One of Devaney’s most valued customers is Jim Kelsoe at Morgan Keegan Asset Management, whose RMK Select Hi Income fund invests almost exclusively in high-yield structured finance products and was the top-performing high-yield mutual fund as rated by Morningstar in the first year of operation and for three years running.
However, there are signs that the inefficiencies that have plagued the markets for high-yield structured finance products are slowly being resolved and that this in turn may taper UCM’s margins.
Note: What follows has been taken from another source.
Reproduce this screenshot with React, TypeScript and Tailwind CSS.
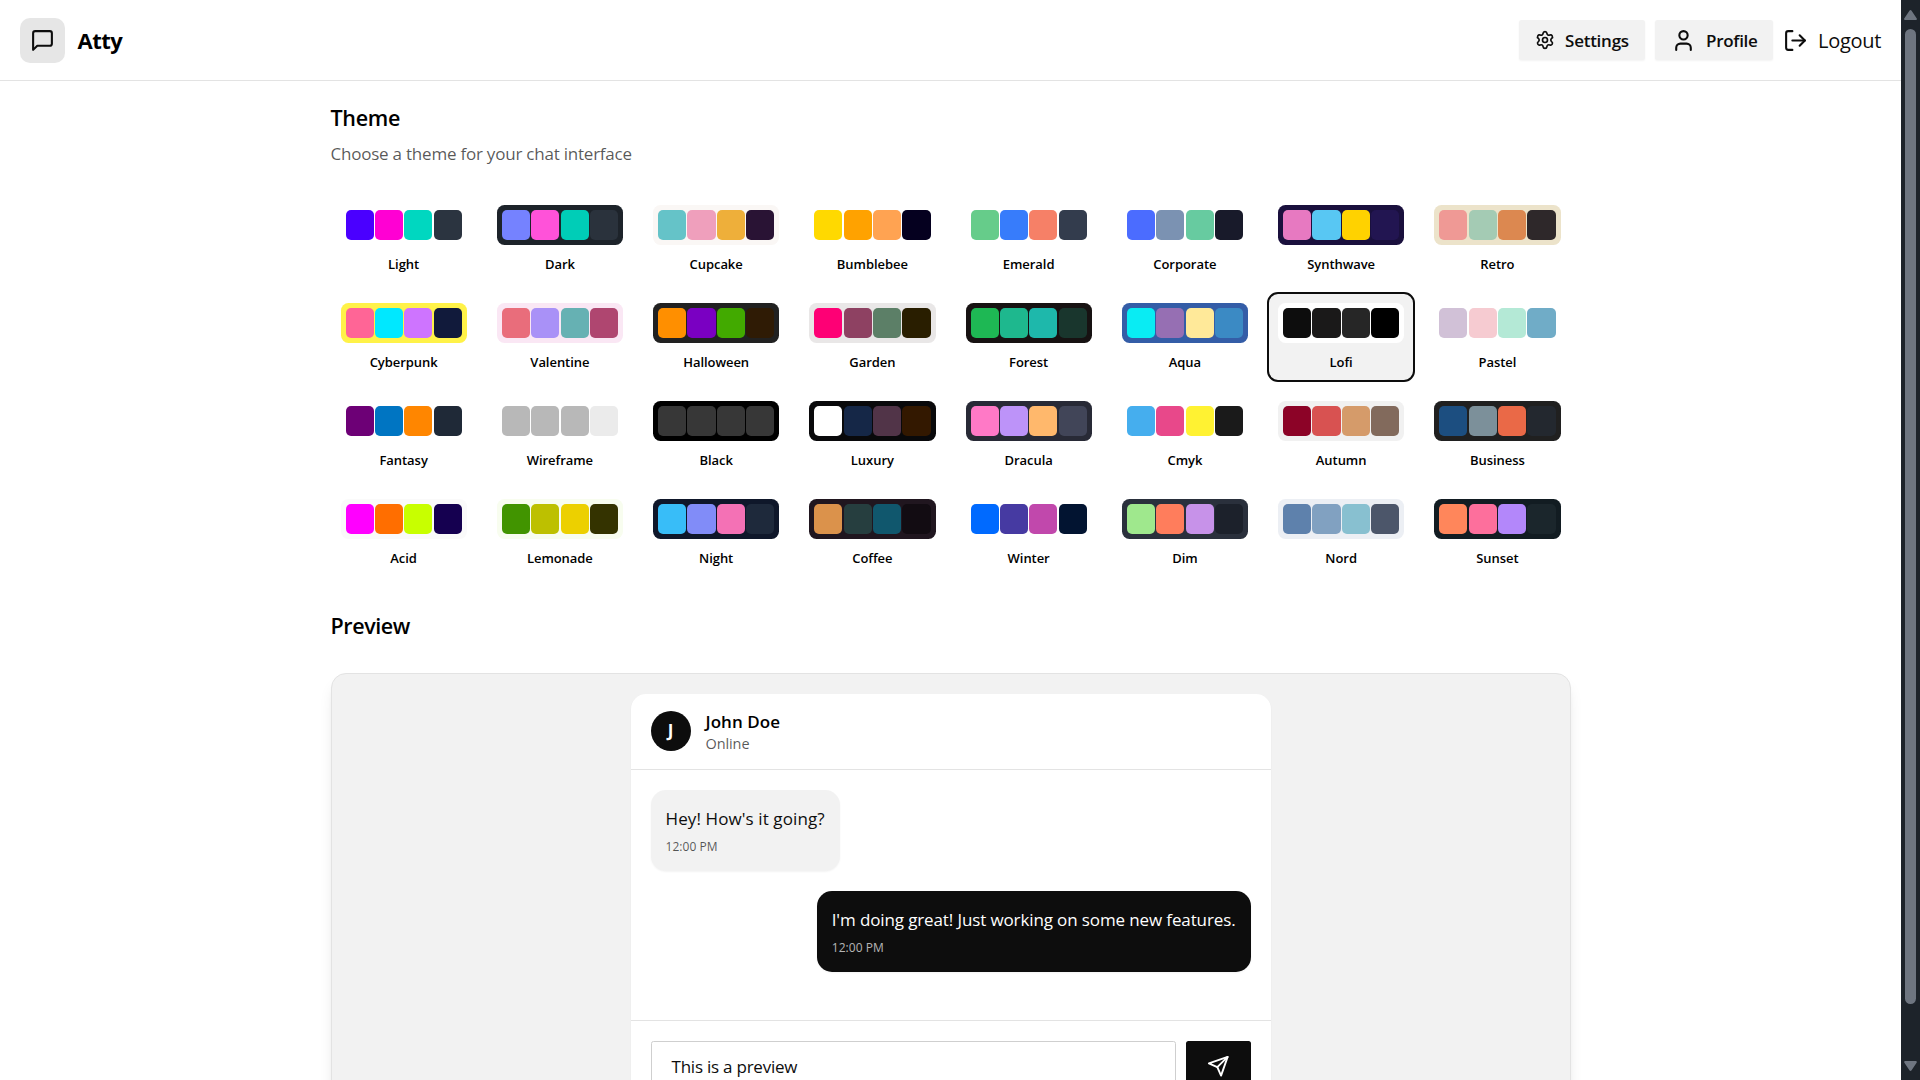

Richard D’Albert, co-head of the securitized products group at Deutsche Bank, says, “The credit crises of recent years have broadened investor understanding of how to value positions in these markets and brought pressure to bear on structurers to improve the quality of the collateral underlying these deals.”
Mike Wade, head of the ABS group at Barclays Capital, agrees that the market is seeing changes. “The blowups have galvanized issuers into better disclosure, rating agencies and bankers into being more conservative with credit enhancement levels and investors into being much more selective about what deals they will buy,” he says. The regulatory agencies are also working towards implementing new rules for the asset-backed market that would call for increased disclosure from servicers, originators, sponsors and trustees in the asset-backed market.
But Devaney is still optimistic. Six months ago, UCM moved out of the residential house and into a Key Biscayne’s largest office building; the company owns a 142-foot corporate yacht with a crew of nine, a Gulf Stream G400 helicopter and a corporate jet.
Devaney is also branching out with a real-estate company, an aviation company to run the corporate aircraft and a boat charter company for corporate getaways. He makes the most of his marketing dollars at the big securitization conferences by hosting rock concerts with names such as Blues Traveler, ZZ Top and Counting Crows and has made repeated attempts to get Sheryl Crow to perform. But despite offers of several hundred thousand dollars, Crow still refuses to do it.